As the author puts it, “Rather than dreaming of having better sex, bungee jumping off a cliff or meeting Elton John, living a life in which we are true to ourselves is far more rewarding than merely walking along the treadmill of existence.”

Focus subjects include end-of-life directives, the pathological fear of childbirth, and the importance of those working with the dead, truly “the oldest profession in the world.”

The long road to death in various social and cultural contexts is the focus of the eight ‘essays on old age’ by Melanie Joosten whose acclaimed novel Berlin Syndrome is now being made as a film.

With a masters in social work, she is accustomed to meeting older people, and focused her interviews for this book more on the present and future than the past, discovering that “a failure of our bodies and their constituent parts is only the most obvious facet of getting older.”

Less obvious but more concerning, she writes, is how society “orchestrates our gradual exit from public life as we age, recasting us from lead players with individual agency to burdensome detritus.”
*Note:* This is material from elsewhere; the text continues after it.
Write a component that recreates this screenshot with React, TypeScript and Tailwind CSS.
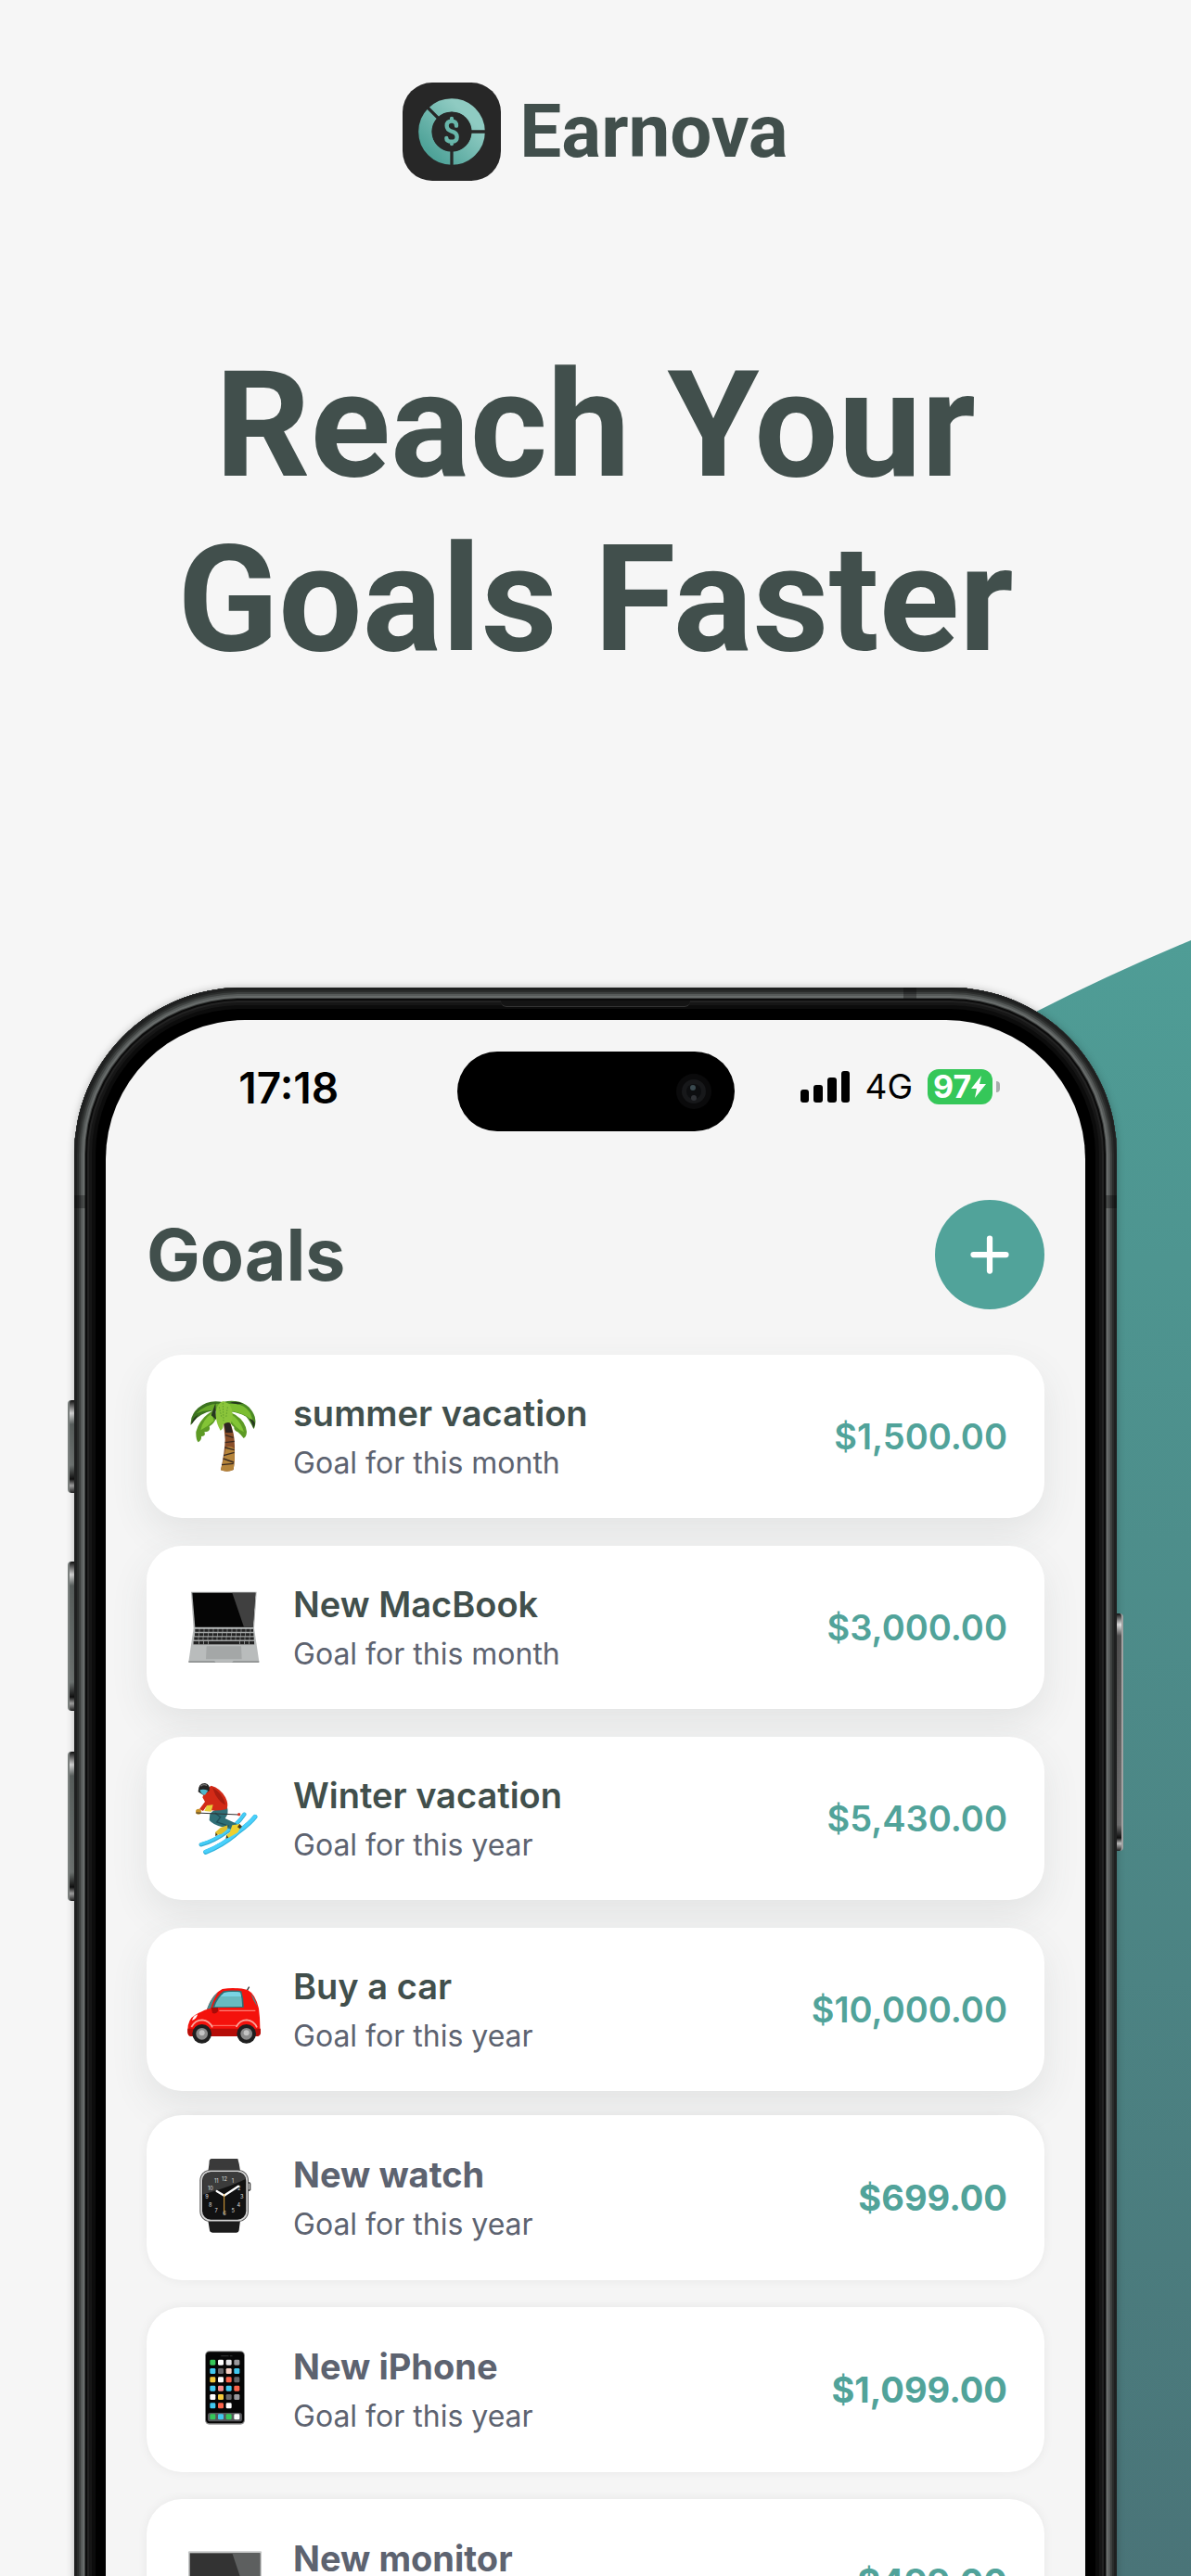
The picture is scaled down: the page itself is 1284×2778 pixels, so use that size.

This book also pulls no punches, making it another valuable contribution to the debate we need to have.

She continues, “Too often the only public conversation about ageing revolves around the question of euthanasia, discounting the possibility that as we as a society figure out how to live our later lives with dignity, perhaps we are in no position to jump to conclusions about how to end our lives with dignity.”

Addressing the current ‘positive-ageing agenda’, Joosten worries about the expectation that all older people should be fit and healthy, and positively engaged with life, with an inability to do so being often framed as a personal failure - not all nonagenarians can swim competitively!

This pressure, bolstered by superannuation ads and health promotion materials, ignores not only wider systemic causes but the fact that some things, such as the inevitability of death, cannot be treated or cured.

Yet this agenda “posits that a person’s best self is their young self - before the onset of any age-related concerns - and sees old age as a corruption of the natural way of things rather than a continuation.”

Equally concerning is that with almost two-thirds of over-85s being female, does the treatment of older people as “second-class citizens” result from their being mainly women?

Many questions are raised in this thoughtful work by a writer whose social work commitment arose from “a feeling of obligation towards those who do not have the opportunities I have had.”

The answers may be obvious but are proving hard to achieve: we need better end-of-life dignity, ideally at home, and a greatly enhanced aged-care and services environment, which she dubs “the biggest challenge of our ageing population”.

Mirroring Kaminsky, Joosten emphasizes the importance of living the most meaningful life while this is still possible.

“How we feel about leaving this world is influenced by how we live in this world - even as we are dying… we must properly consider the needs of our ageing population both as individuals and as a cohort, to discourage the presumption of burden and to embrace the ever-changing nature of a long life.”

Both books are valuable contributions to this ongoing discussion.

*The same trend is apparent in other developed countries, with one forthcoming title of note being Aging Wisely by contemporary philosopher Martha Nussbaum and Harvard law colleague Saul Levmore.

According to The New Yorker the pair investigates the ‘unknown country’ of old age, examining the moral, legal, and economic dilemmas: “The book is structured as a dialogue between two aging scholars, analyzing the way that old age affects love, friendship, inequality, and the ability to cede control.

They both reject the idea that getting old is a form of renunciation.

Nussbaum critiques the tendency in literature to “assign a ‘comeuppance’ ” to aging women who fail to display proper levels of resignation and shame. She calls for an “informal social movement akin to the feminist Our Bodies movement: a movement against self-disgust” for the aging.

She promotes Walt Whitman’s “anti-disgust” world view, his celebration of the “lung-sponges, the stomach-sac, the bowels sweet and clean. . . . The thin red jellies within you or within me. . . . O I say these are not the parts and poems of the body only, but of the soul.”